As primeiras 7 faixas de Free, como já fomos dizendo, são canções que ecoam a tempos e aspetos diferentes. Há uma, em particular, que soa aterradoramente ao seu grande e bom amigo David Bowie dos últimos tempos. Ouçam “Sonali” e digam lá se não temos razão. Mas comecemos pelo princípio, que é sempre uma boa maneira de começar. “Free” mostra muito do que é o disco, e a frase / verso repetido (“I wanna be free”), mais não é do que a prevalência concreta de uma vontade, coisa que o disco, de facto, concretiza: a vontade de fazer o disco que muito bem entende, sem estar amarrado à imagem que lhe está colada ao corpo. Cansado de acelerar, Iggy Pop resolveu reduzir a cilindrada, e canções como “Loves Missing”, a já referida “Sonali”, “Glow In The Dark” e “Page” (tão íntima e bonita que chega a doer) são o melhor exemplo disso. Mas não é tudo. O tremendo charme de “James Bond” é o grande trunfo do álbum, e uma das melhores canções a que Iggy Pop alguma vez emprestou a sua voz com maior sabedoria.
Para aqueles que gostam de escutar influências naquilo que vão ouvindo, esses bem podem esfregar as mãos de contentamento com Free. O óbvio som jazzístico do trompete de Leron Thomas remete para temas de Préliminaires (2009), mas algumas dessas canções pontuadas pelo instrumento de Leron fazem lembrar Bowie (sobretudo o Bowie derradeiro de Blackstar), ou até mesmo os Joy Division (não no ritmo, mas nas sombras, na frágil luminosidade que percorre quase todo o álbum). Começámos por afirmar que Free é um álbum partido em dois: verdade, sobretudo se pensarmos nos formatos dos temas que comporta. No entanto, se tivermos em conta o sentido dos textos, Free é uno e bem sólido na sua construção.
Free não deve ser julgado de ânimo leve. Não é um disco preguiçoso, como alguma imprensa internacional referiu sem hesitação. Isso seria muito redutor para o trabalho de um homem que canta os seguintes versos no tema “Page”: “And I’m to you just an artifact / And still you blame me for the soundtrack / All I can do is sigh / All you can do is cry / ‘Cause wolves and sheep do rest / Not side by side, still, they rest”. Para bom entendedor, estes versos bastam.

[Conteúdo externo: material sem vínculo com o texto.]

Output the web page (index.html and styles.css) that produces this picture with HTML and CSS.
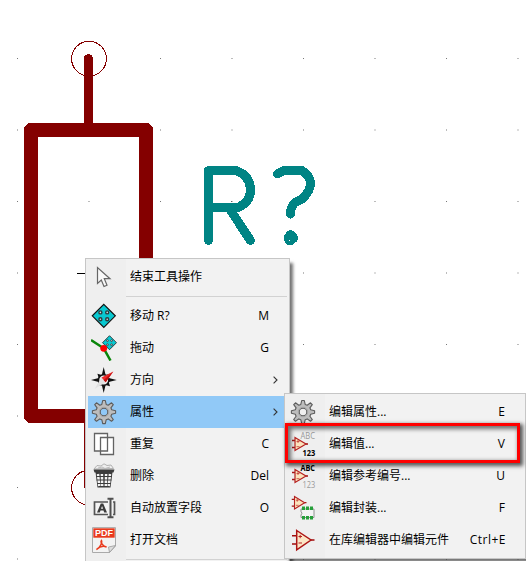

Para quem não os conseguir descodificar, resta apenas um caminho: chorem o tempo perdido com Free e peçam ao deus Iggy Pop (santa ingenuidade!) o milagre de o trazer de novo à eletricidade que tanto desejam. Nós, no entanto, pensamos que esse momento não mais regressará, de tão forçado e postiço que seria. Deixem-no em paz, que ele bem merece! Deixem-no livre de fazer o que pode e de fazer o que é ainda capaz, o que já não é pouco.